Well if the worst comes to the worst it will be every man for themselves and at least I have a head start with a Mad Max contraption waiting and ready for that :)

Reply to
Larry

|| Can someone explain to me how an electric car is eco friendly when || it needs a PowerStation, overhead cables and all the huge || inefficiency to power it. Fair enough if it has solar panels on it!!

It's slow, quiet and no fun at all, so it must be good for us.

Automotive muesli.

Reply to
Richard Brookman

Well, I used to think that they were better in that the pollution is at the power station where it can be tackled relatively easily, but now the latest buzzword is Micro CHD, using small generators in our homes to make heat and electricity, which are apparently more efficient and produce less pollution than a large powerstation.

So as soon as you think you've got a handle on part of the problem, someone comes and kicks the applecart over. What we need to do is do what the anti-4x4 lot do, make your mind up, clap hands over ears and shout LALALALALALALA.

Reply to
Ian Rawlings

self-emplyed ???!!!!

Reply to
GbH

On Wed, 1 Nov 2006 20:11:01 -0000, "Nick" scribbled the following nonsense:

shhh Lexus Hybrid is so green and clean, but the effective MPG taking into account that some of the time is on electric power (and hence no petrol used) is still less than 30mpg, so the engine must be *very* thirsty

Reply to
Simon Isaacs

Big power stations are more efficient than a little engine ? Even allowing for distribution losses you´re still ahead.

Steve

Reply to
steve Taylor

That's what I thought, but Micro CHD systems use lean-burn engines to generate electricity and use the exhaust heat to heat water, apparently they do both more efficiently than using centrally generated electricity and feeding it to homes.
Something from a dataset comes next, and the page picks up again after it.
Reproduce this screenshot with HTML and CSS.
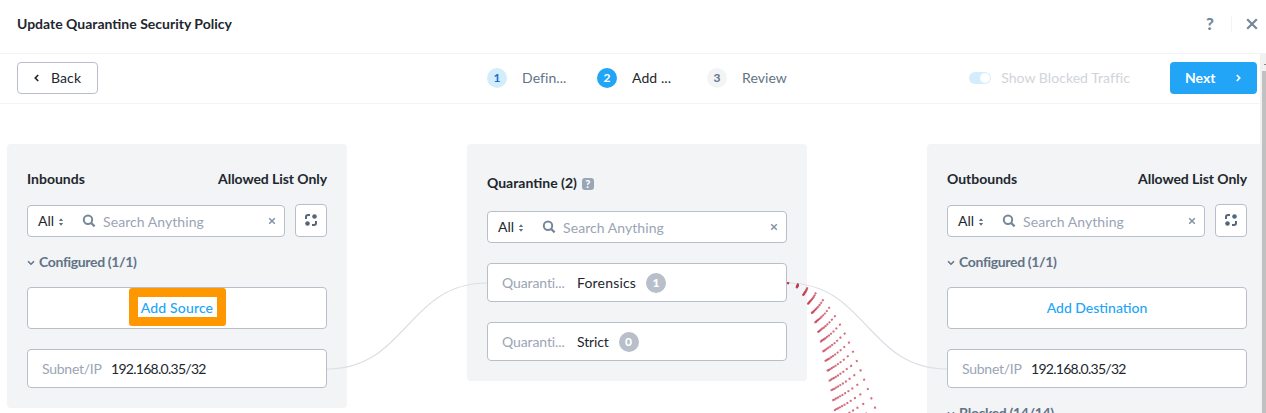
FILE: index.html
```html
<!DOCTYPE html>
<html lang="en">
<head>
<meta charset="utf-8">
<title>Update Quarantine Security Policy</title>
<link rel="stylesheet" href="styles.css">
</head>
<body>
<svg class="defs" width="0" height="0" aria-hidden="true">
  <symbol id="sort" viewBox="0 0 6 8"><path d="M3 0.2 5.2 3H.8zM3 7.8.8 5h4.400z" fill="#627386"/></symbol>
  <symbol id="search" viewBox="0 0 14 14"><circle cx="6" cy="5.700" r="4.200" fill="none" stroke="#76879a" stroke-width="2"/><path d="m9 8.800 3.600 3.600" stroke="#76879a" stroke-width="2.200"/></symbol>
  <symbol id="clear" viewBox="0 0 8 8"><path d="m1.200 1.200 5.600 5.600m0-5.600L1.200 6.800" stroke="#8392a5" stroke-width="1.500"/></symbol>
  <symbol id="group" viewBox="0 0 12 12"><path d="M1 5V3a2 2 0 0 1 2-2h2M11 7v2a2 2 0 0 1-2 2H7" fill="none" stroke="#56677b" stroke-width="2"/><circle cx="9.500" cy="2.500" r="2.300" fill="#56677b"/><circle cx="2.500" cy="9.500" r="2.300" fill="#56677b"/></symbol>
  <symbol id="down" viewBox="0 0 8 6"><path d="m1 1.300 3 3 3-3" fill="none" stroke="#627386" stroke-width="1.500"/></symbol>
</svg>
<header class="titlebar">
  <h1 class="title">Update Quarantine Security Policy</h1>
  <div class="title-actions">
    <span class="help">?</span>
    <span class="divider"></span>
    <svg class="close" width="12" height="12" viewBox="0 0 12 12"><path d="m1.200 1.200 9.600 9.600m0-9.600-9.600 9.600" stroke="#76879a" stroke-width="2.200"/></svg>
  </div>
</header>
<div class="viewport">
  <main class="content">
    <nav class="toolbar">
      <button class="btn back"><svg width="5" height="8" viewBox="0 0 5 8"><path d="M4.200 1 1.300 4l2.900 3" fill="none" stroke="#22272e" stroke-width="1.700"/></svg><span>Back</span></button>
      <ol class="steps">
        <li class="step done"><span class="num">1</span><span class="step-label">Defin...</span></li>
        <li class="step current"><span class="num">2</span><span class="step-label">Add ...</span></li>
        <li class="step"><span class="num">3</span><span class="step-label">Review</span></li>
      </ol>
      <div class="toolbar-end">
        <span class="toggle"><span class="switch"></span><span class="toggle-label">Show Blocked Traffic</span></span>
        <button class="btn next"><span>Next</span><svg width="5" height="8" viewBox="0 0 5 8"><path d="m.8 1 2.900 3L.8 7" fill="none" stroke="#fff" stroke-width="1.700"/></svg></button>
      </div>
    </nav>
    <div class="board">
      <section class="panel inbound">
        <div class="panel-head"><h2 class="heading">Inbounds</h2><span class="heading allowed">Allowed List Only</span></div>
        <div class="filter-row">
          <div class="filter"><span class="scope">All</span><svg class="sort"><use href="#sort"/></svg><svg class="lens"><use href="#search"/></svg><span class="placeholder">Search Anything</span><svg class="clear"><use href="#clear"/></svg></div>
          <button class="group"><svg><use href="#group"/></svg></button>
        </div>
        <h3 class="section"><svg><use href="#down"/></svg><span>Configured (1/1)</span></h3>
        <div class="card add"><span class="link source">Add Source</span><span class="marker"></span></div>
        <div class="card"><span class="kind subnet">Subnet/IP</span><span class="ip">192.168.0.35/32</span></div>
      </section>
      <section class="panel quarantine">
        <div class="panel-head"><h2 class="heading qtitle">Quarantine (2)</h2><span class="hint">?</span></div>
        <div class="filter-row">
          <div class="filter"><span class="scope">All</span><svg class="sort"><use href="#sort"/></svg><svg class="lens"><use href="#search"/></svg><span class="placeholder">Search Anything</span><svg class="clear"><use href="#clear"/></svg></div>
        </div>
        <div class="card"><span class="kind quar">Quaranti...</span><span class="name forensics">Forensics</span><span class="count">1</span></div>
        <div class="card"><span class="kind quar">Quaranti...</span><span class="name strict">Strict</span><span class="count">0</span></div>
      </section>
      <section class="panel outbound">
        <div class="panel-head"><h2 class="heading outb">Outbounds</h2><span class="heading allowed">Allowed List Only</span></div>
        <div class="filter-row">
          <div class="filter"><span class="scope">All</span><svg class="sort"><use href="#sort"/></svg><svg class="lens"><use href="#search"/></svg><span class="placeholder">Search Anything</span><svg class="clear"><use href="#clear"/></svg></div>
          <button class="group"><svg><use href="#group"/></svg></button>
        </div>
        <h3 class="section"><svg><use href="#down"/></svg><span>Configured (1/1)</span></h3>
        <div class="card add"><span class="link dest">Add Destination</span></div>
        <div class="card"><span class="kind subnet">Subnet/IP</span><span class="ip">192.168.0.35/32</span></div>
        <h3 class="section blocked"><svg><use href="#down"/></svg><span>Blocked (14/14)</span></h3>
      </section>
      <svg class="links" width="1260" height="309" viewBox="0 104 1260 309">
        <g class="allowed-links">
          <path d="M327 369C407 369 407 283 487 283"/>
          <path d="M787 283C867 283 867 369 947 369"/>
        </g>
        <g class="blocked-links">
          <path d="M787 283C867 283 867 491 947 491"/>
          <path d="M787 283C867 283 867 550 947 550"/>
          <path d="M787 283C867 283 867 609 947 609"/>
          <path d="M787 283C867 283 867 668 947 668"/>
          <path d="M787 283C867 283 867 727 947 727"/>
          <path d="M787 283C867 283 867 786 947 786"/>
          <path d="M787 283C867 283 867 845 947 845"/>
          <path d="M787 283C867 283 867 904 947 904"/>
          <path d="M787 283C867 283 867 963 947 963"/>
          <path d="M787 283C867 283 867 1022 947 1022"/>
          <path d="M787 283C867 283 867 1081 947 1081"/>
        </g>
      </svg>
    </div>
  </main>
  <div class="scrollbar"><span class="scroll-arrow"></span><span class="thumb"></span></div>
</div>
</body>
</html>
```
FILE: styles.css
```css
* { box-sizing: border-box; }
body { margin: 0; height: 413px; overflow: hidden; background: #fff; color: #22272e; font: 14px/20px Lato, "Open Sans", sans-serif; white-space: nowrap; }
h1, h2, h3, ol { margin: 0; padding: 0; font: inherit; list-style: none; }
button { font: inherit; margin: 0; padding: 0; }
svg { display: block; flex: none; }
.defs { position: absolute; }

.titlebar { height: 54px; padding: 0 8px 6px 17px; display: flex; align-items: center; justify-content: space-between; border-bottom: 1px solid #f2f4f6; }
.title { font-weight: 700; }
.title-actions { display: flex; align-items: center; color: #76879a; }
.help { font-size: 17px; font-weight: 900; }
.divider { width: 1px; height: 16px; margin: 0 14px 0 17px; background: #f2f4f6; }

.viewport { display: flex; height: 359px; overflow: hidden; }
.content { width: 1260px; flex: none; overflow: hidden; }
.toolbar { height: 50px; padding: 0 3px 1px 17px; display: grid; grid-template-columns: 470px 1fr auto; align-items: center; border-bottom: 1px solid #f2f4f6; }
.btn { display: flex; align-items: center; height: 32px; border-radius: 4px; }
.back { width: 81px; padding-left: 16px; gap: 12px; background: #fff; color: #22272e; border: 1px solid #b8bfca; letter-spacing: .1px; }
.next { width: 87px; padding: 0 16px 0 15px; justify-content: space-between; background: #22a5f7; color: #fff; border: 0; font-weight: 700; }
.steps { display: flex; }
.step { width: 110px; display: flex; align-items: center; gap: 15px; color: #627386; }
.step-label { letter-spacing: .08px; }
.num { width: 20px; height: 20px; border-radius: 50%; background: #f2f4f6; text-align: center; font-size: 12px; font-weight: 700; }
.done .num { background: #d3edfd; color: #1b6dc6; }
.current { color: #22272e; }
.current .num { background: #22a5f7; color: #fff; }
.toolbar-end { display: flex; align-items: center; gap: 40px; }
.toggle { display: flex; align-items: center; gap: 10px; color: #d0d4db; }
.toggle-label { letter-spacing: .05px; }
.switch { width: 22px; height: 12px; padding: 1px; border-radius: 6px; background: #d3edfd; display: flex; justify-content: flex-end; }
.switch::after { content: ""; width: 10px; height: 10px; border-radius: 50%; background: #fff; }

.board { position: relative; height: 309px; padding: 40px 0 0 7px; display: flex; align-items: flex-start; gap: 120px; }
.panel { width: 340px; flex: none; padding: 25px 20px 20px; border-radius: 4px; background: #f2f4f6; }
.panel-head { display: flex; align-items: center; justify-content: space-between; height: 20px; }
.heading { font-weight: 700; }
.allowed { letter-spacing: -.07px; }
.filter-row { display: flex; align-items: flex-end; gap: 10px; margin-top: 15px; }
.filter { flex: 1; height: 32px; padding: 0 8px 0 10px; display: flex; align-items: center; background: #fff; border: 1px solid #b8bfca; border-radius: 4px; }
.sort { width: 6px; height: 8px; margin: 1px 18px 0 4px; }
.lens { width: 14px; height: 14px; }
.placeholder { margin: 2px auto 0 7px; color: #9aa5b5; letter-spacing: .06px; }
.clear { width: 8px; height: 8px; }
.group { width: 32px; height: 33px; display: grid; place-items: center; background: #fff; border: 1px solid #b8bfca; border-radius: 4px; }
.group svg { width: 12px; height: 12px; margin-bottom: 1px; }
.section { display: flex; align-items: center; gap: 4px; margin-top: 15px; color: #627386; font-weight: 700; letter-spacing: -.35px; }
.section svg { width: 8px; height: 6px; margin-top: 2px; }
.card { height: 39px; margin-top: 20px; padding: 0 14px; display: flex; align-items: center; background: #fff; border: 1px solid #b8bfca; border-radius: 4px; }
.add { position: relative; height: 42px; margin-top: 15px; justify-content: center; color: #22a5f7; font-weight: 500; }
.source { letter-spacing: .15px; }
.marker { position: absolute; left: 101px; top: 0; width: 97px; height: 38px; border: 9px solid #ff9800; border-radius: 3px; }
.kind { width: 60px; margin-right: 9px; color: #9aa5b5; }
.subnet { letter-spacing: -.25px; }
.ip { letter-spacing: -.72px; }
.quar { width: 75px; margin: 0; letter-spacing: -.1px; }
.forensics { letter-spacing: .18px; }
.strict { letter-spacing: -.15px; }
.count { width: 20px; height: 20px; margin-left: 10px; border-radius: 50%; background: #b8bfca; color: #fff; text-align: center; font-size: 12px; font-weight: 900; }
.quarantine { padding-top: 29px; }
.quarantine .panel-head { justify-content: flex-start; gap: 5px; }
.quarantine .filter-row { margin-top: 18px; }
.hint { width: 12px; height: 12px; margin-top: 1px; border-radius: 3px; background: #9aa5b5; color: #fff; font-size: 11px; line-height: 12px; font-weight: 900; text-align: center; }
.outbound { height: 400px; }
.blocked { margin-top: 15px; }

.links { position: absolute; left: 0; top: 0; overflow: hidden; fill: none; pointer-events: none; }
.allowed-links { stroke: #dcdfe5; stroke-width: 1.200; }
.blocked-links { stroke: #c43b50; stroke-width: 2; stroke-dasharray: 2 8; stroke-opacity: .75; }

.scrollbar { width: 6px; height: 359px; padding-top: 10px; background: #f1f1f1; display: flex; flex-direction: column; }
.scroll-arrow { width: 2px; height: 1px; margin-left: auto; background: #8a8a8a; }
.thumb { flex: 1; margin: 6px 0 0 2px; background: #c1c1c1; }
```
Not sure on the figures but that's what's said about them, by the government, various greenies and a few more organisations. I'm not sure if they're right but I'd like to use them anyway given how dodgy the local power supply out here is!

Reply to
Ian Rawlings

Or even Micro CHP... "Combined Heat and Power". Oops.

Reply to
Ian Rawlings

If the big power stations could ALSO pump their waste heat out to be used, they would be 80% efficient too. That´s the trick. I suspect that micro CHP would seriously improve the overall efficiency of a home energy system with a vehicle to charge as well, since the unwanted energy (who needs central heating in Summer) would have somewhere to go

Steve

Reply to
steve Taylor

Where did the electric power come from ?

Steve

Reply to
steve Taylor

I suspect you're right but don't have any documentation to judge, so not sure if the efficiency figures take the heat generation into account.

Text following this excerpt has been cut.